__RECORDED DATA__.
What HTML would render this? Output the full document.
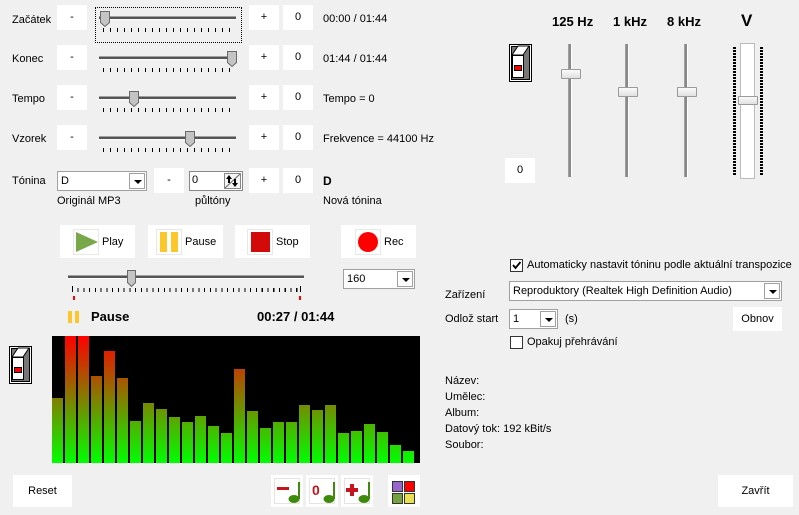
<!DOCTYPE html>
<html><head><meta charset="utf-8"><style>
*{margin:0;padding:0;box-sizing:border-box}
body{width:799px;height:515px;background:#f0f0f0;font-family:"Liberation Sans",sans-serif;font-size:11px;color:#000;position:relative;overflow:hidden}
.a{position:absolute}
.t{position:absolute;white-space:nowrap;line-height:12px}
.btn{position:absolute;background:#fff;text-align:center}
.box{position:absolute;background:#fff;text-align:center;width:30px;height:25px;line-height:25px}
.trk{position:absolute;height:4px;border-top:1px solid #a0a0a0;border-bottom:1px solid #fff;background:#555;}
.ticks{position:absolute;height:4px;background:repeating-linear-gradient(90deg,#000 0 1px,transparent 1px 7px)}
.thumb{position:absolute;width:10px;height:18px}
.combo{position:absolute;background:#fff;border:1px solid #a0a0a0;height:20px;line-height:18px;padding-left:3px}
.arr{position:absolute;right:1px;top:1px;width:16px;height:16px;border:1px solid #a0a0a0;background:#fff}
.arr:after{content:"";position:absolute;left:4px;top:6px;border-left:4px solid transparent;border-right:4px solid transparent;border-top:4px solid #000}
.vt{position:absolute;width:4px;background:#888;border-left:1px solid #a0a0a0;border-right:1px solid #fff}
.vth{position:absolute;width:20px;height:10px;background:linear-gradient(#fafafa,#e0e0e0);border:1px solid #9a9a9a;border-radius:1px}
.bar{position:absolute;width:11px;background:linear-gradient(to top,#00ff00,#ff0000);background-size:11px 127px;background-position:bottom}
.chk{position:absolute;width:13px;height:13px;border:1px solid #333;background:#fff}
</style></head><body>

<!-- slider rows -->
<div class="t" style="left:12px;top:14px">Začátek</div>
<div class="t" style="left:12px;top:53px">Konec</div>
<div class="t" style="left:12px;top:93px">Tempo</div>
<div class="t" style="left:12px;top:133px">Vzorek</div>

<div class="box" style="left:57px;top:5px">-</div>
<div class="box" style="left:57px;top:45px">-</div>
<div class="box" style="left:57px;top:85px">-</div>
<div class="box" style="left:57px;top:125px">-</div>
<div class="box" style="left:249px;top:5px">+</div>
<div class="box" style="left:249px;top:45px">+</div>
<div class="box" style="left:249px;top:85px">+</div>
<div class="box" style="left:249px;top:125px">+</div>
<div class="box" style="left:283px;top:5px">0</div>
<div class="box" style="left:283px;top:45px">0</div>
<div class="box" style="left:283px;top:85px">0</div>
<div class="box" style="left:283px;top:125px">0</div>

<div class="a" style="left:95px;top:7px;width:147px;height:36px;border:1px dotted #000"></div>

<svg class="a" style="left:95px;top:5px" width="150" height="150">
<g fill="#c8c8c8" stroke="#777">
</g>
</svg>
<div class="trk" style="left:99px;top:16px;width:137px"></div>
<div class="trk" style="left:99px;top:56px;width:137px"></div>
<div class="trk" style="left:99px;top:96px;width:137px"></div>
<div class="trk" style="left:99px;top:136px;width:137px"></div>
<div class="ticks" style="left:103px;top:28px;width:132px"></div>
<div class="ticks" style="left:103px;top:68px;width:132px"></div>
<div class="ticks" style="left:103px;top:108px;width:132px"></div>
<div class="ticks" style="left:103px;top:148px;width:132px"></div>
<svg class="a" style="left:0;top:0" width="300" height="160">
<g fill="#c4c4c4" stroke="#6a6a6a" stroke-width="1">
<path d="M100.5 11.5h9v11l-4.5 4l-4.5-4z"/>
<path d="M227.5 51.5h9v11l-4.5 4l-4.5-4z"/>
<path d="M129.5 91.5h9v11l-4.5 4l-4.5-4z"/>
<path d="M185.5 131.5h9v11l-4.5 4l-4.5-4z"/>
</g></svg>

<div class="t" style="left:323px;top:13px">00:00 / 01:44</div>
<div class="t" style="left:323px;top:53px">01:44 / 01:44</div>
<div class="t" style="left:323px;top:93px">Tempo = 0</div>
<div class="t" style="left:323px;top:133px">Frekvence = 44100 Hz</div>

<!-- tonina -->
<div class="t" style="left:12px;top:175px">Tónina</div>
<div class="combo" style="left:57px;top:171px;width:90px">D<div class="arr"></div></div>
<div class="box" style="left:154px;top:168px">-</div>
<div class="a" style="left:189px;top:171px;width:54px;height:20px;background:#fff;border:1px solid #888;padding-left:2px;line-height:17px">0
<svg class="a" style="right:1px;top:1px" width="17" height="16"><rect x="0.5" y="0.5" width="16" height="15" fill="#f4f4f4" stroke="#888"/><path d="M1 15L16 1" stroke="#666"/><path d="M5 2l-3 4h2v4h2v-4h2z M11 14l3-4h-2v-4h-2v4h-2z" fill="#000"/></svg></div>
<div class="box" style="left:249px;top:168px">+</div>
<div class="box" style="left:283px;top:168px">0</div>
<div class="t" style="left:323px;top:175px;font-weight:bold;font-size:12px">D</div>
<div class="t" style="left:57px;top:195px">Originál MP3</div>
<div class="t" style="left:195px;top:195px">půltóny</div>
<div class="t" style="left:323px;top:195px">Nová tónina</div>

<!-- transport -->
<div class="btn" style="left:60px;top:225px;width:75px;height:33px"></div>
<div class="btn" style="left:148px;top:225px;width:75px;height:33px"></div>
<div class="btn" style="left:235px;top:225px;width:75px;height:33px"></div>
<div class="btn" style="left:341px;top:225px;width:75px;height:33px"></div>
<svg class="a" style="left:0;top:220px" width="430" height="45">
<rect x="73.5" y="9.5" width="25" height="25" fill="none" stroke="#e8e8e8"/>
<path d="M76 12v20l22-10z" fill="#79a84a"/>
<rect x="156.5" y="9.5" width="25" height="25" fill="none" stroke="#e8e8e8"/>
<rect x="160" y="12" width="7" height="20" fill="#fcc72a"/><rect x="171" y="12" width="7" height="20" fill="#fcc72a"/>
<rect x="247.5" y="9.5" width="25" height="25" fill="none" stroke="#e8e8e8"/>
<rect x="251" y="12" width="19" height="20" fill="#d20a0a"/>
<rect x="355.5" y="9.5" width="25" height="25" fill="none" stroke="#e8e8e8"/>
<circle cx="368" cy="22" r="10" fill="#ff0000"/>
</svg>
<div class="t" style="left:102px;top:236px">Play</div>
<div class="t" style="left:185px;top:236px">Pause</div>
<div class="t" style="left:276px;top:236px">Stop</div>
<div class="t" style="left:384px;top:236px">Rec</div>

<div class="trk" style="left:68px;top:275px;width:236px"></div>
<div class="ticks" style="left:72px;top:288px;width:230px;background:repeating-linear-gradient(90deg,#000 0 1px,transparent 1px 5.75px)"></div>
<svg class="a" style="left:0;top:260px" width="320" height="45">
<path d="M127.5 10.5h8v12l-4 4l-4-4z" fill="#c4c4c4" stroke="#6a6a6a"/>
<rect x="72" y="26" width="1" height="6" fill="#000"/><rect x="300" y="26" width="1" height="6" fill="#000"/>
<rect x="73" y="36" width="2" height="4" fill="#f00"/><rect x="299" y="36" width="2" height="4" fill="#f00"/>
</svg>
<div class="combo" style="left:343px;top:269px;width:72px">160<div class="arr"></div></div>

<div class="a" style="left:68px;top:311px;width:4px;height:12px;background:#fcc72a"></div>
<div class="a" style="left:75px;top:311px;width:4px;height:12px;background:#fcc72a"></div>
<div class="t" style="left:91px;top:311px;font-weight:bold;font-size:13px">Pause</div>
<div class="t" style="left:257px;top:311px;font-weight:bold;font-size:13px">00:27 / 01:44</div>

<!-- spectrum -->
<div class="a" style="left:52px;top:336px;width:368px;height:127px;background:#000">
<div class="bar" style="left:0px;top:62px;bottom:0"></div>
<div class="bar" style="left:13px;top:0;bottom:0"></div>
<div class="bar" style="left:26px;top:0;bottom:0"></div>
<div class="bar" style="left:39px;top:40px;bottom:0"></div>
<div class="bar" style="left:52px;top:15px;bottom:0"></div>
<div class="bar" style="left:65px;top:42px;bottom:0"></div>
<div class="bar" style="left:78px;top:85px;bottom:0"></div>
<div class="bar" style="left:91px;top:67px;bottom:0"></div>
<div class="bar" style="left:104px;top:73px;bottom:0"></div>
<div class="bar" style="left:117px;top:81px;bottom:0"></div>
<div class="bar" style="left:130px;top:86px;bottom:0"></div>
<div class="bar" style="left:143px;top:80px;bottom:0"></div>
<div class="bar" style="left:156px;top:90px;bottom:0"></div>
<div class="bar" style="left:169px;top:97px;bottom:0"></div>
<div class="bar" style="left:182px;top:33px;bottom:0"></div>
<div class="bar" style="left:195px;top:75px;bottom:0"></div>
<div class="bar" style="left:208px;top:92px;bottom:0"></div>
<div class="bar" style="left:221px;top:86px;bottom:0"></div>
<div class="bar" style="left:234px;top:86px;bottom:0"></div>
<div class="bar" style="left:247px;top:69px;bottom:0"></div>
<div class="bar" style="left:260px;top:74px;bottom:0"></div>
<div class="bar" style="left:273px;top:69px;bottom:0"></div>
<div class="bar" style="left:286px;top:97px;bottom:0"></div>
<div class="bar" style="left:299px;top:95px;bottom:0"></div>
<div class="bar" style="left:312px;top:88px;bottom:0"></div>
<div class="bar" style="left:325px;top:96px;bottom:0"></div>
<div class="bar" style="left:338px;top:109px;bottom:0"></div>
<div class="bar" style="left:351px;top:115px;bottom:0"></div>
</div>

<!-- switch icons -->
<svg class="a" style="left:8px;top:345px" width="26" height="40">
<rect x="1.5" y="1.5" width="22" height="37" fill="#fff" stroke="#000"/>
<rect x="3.5" y="3.5" width="18" height="33" fill="#777" stroke="#000"/>
<path d="M4 12l6-9h11l-6 9z" fill="#fff" stroke="#000"/>
<rect x="4.5" y="12.5" width="11" height="22" fill="#fff" stroke="#000"/>
<rect x="6.5" y="22.5" width="7" height="5" fill="#f00" stroke="#000"/>
</svg>
<svg class="a" style="left:508px;top:43px" width="26" height="40">
<rect x="1.5" y="1.5" width="22" height="37" fill="#fff" stroke="#000"/>
<rect x="3.5" y="3.5" width="18" height="33" fill="#777" stroke="#000"/>
<path d="M4 12l6-9h11l-6 9z" fill="#fff" stroke="#000"/>
<rect x="4.5" y="12.5" width="11" height="22" fill="#fff" stroke="#000"/>
<rect x="6.5" y="22.5" width="7" height="5" fill="#f00" stroke="#000"/>
</svg>

<!-- bottom buttons -->
<div class="btn" style="left:13px;top:475px;width:59px;height:32px;line-height:32px">Reset</div>
<div class="btn" style="left:271px;top:475px;width:32px;height:32px"></div>
<div class="btn" style="left:306px;top:475px;width:32px;height:32px"></div>
<div class="btn" style="left:341px;top:475px;width:32px;height:32px"></div>
<div class="btn" style="left:388px;top:475px;width:32px;height:32px"></div>
<svg class="a" style="left:270px;top:474px" width="160" height="36">
<g fill="none" stroke="#e4e4e4"><rect x="4.5" y="4.5" width="25" height="25"/><rect x="39.5" y="4.5" width="25" height="25"/><rect x="74.5" y="4.5" width="25" height="25"/></g>
<g fill="#3f8a0a"><ellipse cx="24" cy="25" rx="5.5" ry="4"/><rect x="28" y="8" width="2" height="17"/>
<ellipse cx="59" cy="25" rx="5.5" ry="4"/><rect x="63" y="8" width="2" height="17"/>
<ellipse cx="94" cy="25" rx="5.5" ry="4"/><rect x="98" y="8" width="2" height="17"/></g>
<rect x="7" y="13" width="12" height="3" fill="#c8141e"/>
<text x="42" y="21" font-family="Liberation Sans" font-weight="bold" font-size="14" fill="#c8141e">0</text>
<path d="M80 10h4v4h4v4h-4v4h-4v-4h-4v-4h4z" fill="#c8141e"/>
<rect x="122.5" y="7.5" width="10" height="10" fill="#9966cc" stroke="#333"/>
<rect x="134.5" y="7.5" width="10" height="10" fill="#ff0000" stroke="#333"/>
<rect x="122.5" y="19.5" width="10" height="10" fill="#77a040" stroke="#333"/>
<rect x="134.5" y="19.5" width="10" height="10" fill="#e8e050" stroke="#333"/>
</svg>

<!-- EQ -->
<div class="t" style="left:552px;top:16px;font-weight:bold;font-size:13px">125 Hz</div>
<div class="t" style="left:613px;top:16px;font-weight:bold;font-size:13px">1 kHz</div>
<div class="t" style="left:667px;top:16px;font-weight:bold;font-size:13px">8 kHz</div>
<div class="t" style="left:741px;top:12px;font-weight:bold;font-size:17px;line-height:18px">V</div>
<div class="box" style="left:505px;top:158px">0</div>
<div class="vt" style="left:568px;top:44px;height:133px"></div>
<div class="vt" style="left:625px;top:44px;height:133px"></div>
<div class="vt" style="left:684px;top:44px;height:133px"></div>
<div class="vth" style="left:561px;top:69px"></div>
<div class="vth" style="left:618px;top:87px"></div>
<div class="vth" style="left:677px;top:87px"></div>
<div class="a" style="left:733px;top:47px;width:3px;height:128px;background:repeating-linear-gradient(#000 0 2px,transparent 2px 3px)"></div>
<div class="a" style="left:760px;top:47px;width:3px;height:128px;background:repeating-linear-gradient(#000 0 2px,transparent 2px 3px)"></div>
<div class="a" style="left:740px;top:43px;width:15px;height:136px;background:#fff;border:1px solid #bbb"></div>
<div class="vth" style="left:738px;top:96px;height:9px"></div>

<!-- right settings -->
<div class="chk" style="left:510px;top:259px"></div>
<svg class="a" style="left:510px;top:259px" width="13" height="13"><path d="M3 6l2.5 3l5-6" stroke="#000" stroke-width="1.8" fill="none"/></svg>
<div class="t" style="left:527px;top:259px">Automaticky nastavit tóninu podle aktuální transpozice</div>
<div class="t" style="left:445px;top:289px">Zařízení</div>
<div class="combo" style="left:509px;top:281px;width:273px">Reproduktory (Realtek High Definition Audio)<div class="arr"></div></div>
<div class="t" style="left:445px;top:313px">Odlož start</div>
<div class="combo" style="left:509px;top:309px;width:49px">1<div class="arr"></div></div>
<div class="t" style="left:565px;top:313px">(s)</div>
<div class="btn" style="left:733px;top:307px;width:49px;height:24px;line-height:24px">Obnov</div>
<div class="chk" style="left:510px;top:336px"></div>
<div class="t" style="left:527px;top:336px">Opakuj přehrávání</div>

<div class="t" style="left:445px;top:375px">Název:</div>
<div class="t" style="left:445px;top:391px">Umělec:</div>
<div class="t" style="left:445px;top:407px">Album:</div>
<div class="t" style="left:445px;top:423px">Datový tok: 192 kBit/s</div>
<div class="t" style="left:445px;top:439px">Soubor:</div>

<div class="btn" style="left:718px;top:475px;width:75px;height:32px;line-height:32px">Zavřít</div>
</body></html>
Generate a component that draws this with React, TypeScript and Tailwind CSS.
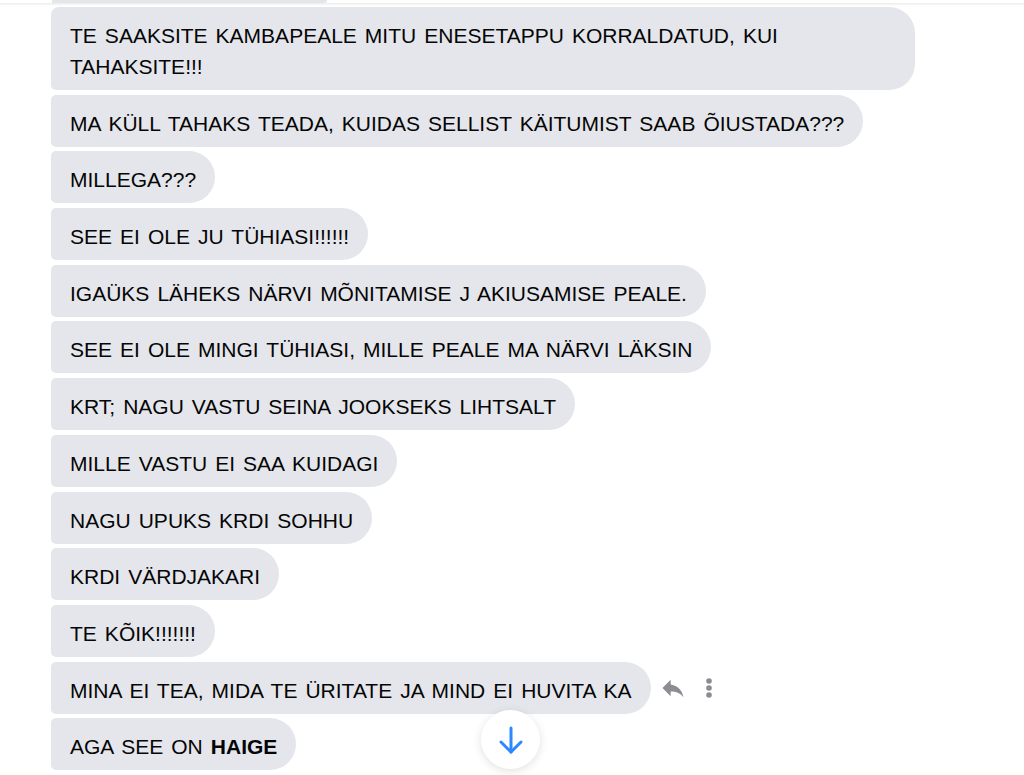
import React from 'react';

interface Message {
  text: React.ReactNode;
  first?: boolean;
  actions?: boolean;
}

const messages: Message[] = [
  { text: 'TE SAAKSITE KAMBAPEALE MITU ENESETAPPU KORRALDATUD, KUI TAHAKSITE!!!', first: true },
  { text: 'MA KÜLL TAHAKS TEADA, KUIDAS SELLIST KÄITUMIST SAAB ÕIUSTADA???' },
  { text: 'MILLEGA???' },
  { text: 'SEE EI OLE JU TÜHIASI!!!!!!' },
  { text: 'IGAÜKS LÄHEKS NÄRVI MÕNITAMISE J AKIUSAMISE PEALE.' },
  { text: 'SEE EI OLE MINGI TÜHIASI, MILLE PEALE MA NÄRVI LÄKSIN' },
  { text: 'KRT; NAGU VASTU SEINA JOOKSEKS LIHTSALT' },
  { text: 'MILLE VASTU EI SAA KUIDAGI' },
  { text: 'NAGU UPUKS KRDI SOHHU' },
  { text: 'KRDI VÄRDJAKARI' },
  { text: 'TE KÕIK!!!!!!!' },
  { text: 'MINA EI TEA, MIDA TE ÜRITATE JA MIND EI HUVITA KA', actions: true },
  {
    text: (
      <>
        AGA SEE ON <span className="font-bold">HAIGE</span>
      </>
    ),
  },
];

const ReplyIcon = () => (
  <svg width="28" height="28" viewBox="0 0 24 24" fill="#8a8d91">
    <path d="M10 9V5l-7 7 7 7v-4.1c5 0 8.5 1.6 11 5.1-1-5-4-10-11-11z" />
  </svg>
);

const MoreIcon = () => (
  <svg width="8" height="22" viewBox="0 0 8 22" fill="#8a8d91">
    <circle cx="4" cy="4" r="2.8" />
    <circle cx="4" cy="11" r="2.8" />
    <circle cx="4" cy="18" r="2.8" />
  </svg>
);

const Bubble: React.FC<Message> = ({ text, first, actions }) => (
  <div className="flex items-center">
    <div
      className={`w-fit max-w-[864px] bg-[#e4e6eb] text-[#050505] text-[21px] leading-[31px] [word-spacing:2.2px] pl-[19px] pr-[19px] pt-[13px] pb-[8px] rounded-r-[26px] rounded-l-[5px] ${
        first ? 'rounded-tl-[8px]' : ''
      }`}
    >
      {text}
    </div>
    {actions && (
      <div className="flex items-center ml-[8px] gap-[18px]">
        <ReplyIcon />
        <MoreIcon />
      </div>
    )}
  </div>
);

export default function App() {
  return (
    <div
      className="relative w-[1024px] h-[775px] overflow-hidden bg-white"
      style={{ fontFamily: '"Liberation Sans", Arial, sans-serif' }}
    >
      <div className="relative h-[3px]">
        <div className="ml-[52px] w-[275px] h-[3px] bg-[#e4e6eb] rounded-br-[6px]" />
      </div>
      <div className="h-[3px] bg-gradient-to-b from-[#ececec] to-white" />
      <div className="flex flex-col gap-[4.7px] pl-[51px] mt-[1px]">
        {messages.map((m, i) => (
          <Bubble key={i} {...m} />
        ))}
      </div>
      <button className="absolute left-[481px] top-[710px] w-[59px] h-[59px] rounded-full bg-white shadow-[0_2px_10px_rgba(0,0,0,0.12)] flex items-center justify-center">
        <svg width="30" height="30" viewBox="0 0 30 30" fill="none" stroke="#2d88ff" strokeWidth="3" strokeLinecap="round" strokeLinejoin="round">
          <path d="M15 3v24" />
          <path d="M5 17l10 10 10-10" />
        </svg>
      </button>
    </div>
  );
}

__WRITTEN REQUEST__. Pick out every line with the string "full" and copy it.

__RESULT__.
What HTML would render this? Output the full document.
      <button className="absolute left-[481px] top-[710px] w-[59px] h-[59px] rounded-full bg-white shadow-[0_2px_10px_rgba(0,0,0,0.12)] flex items-center justify-center">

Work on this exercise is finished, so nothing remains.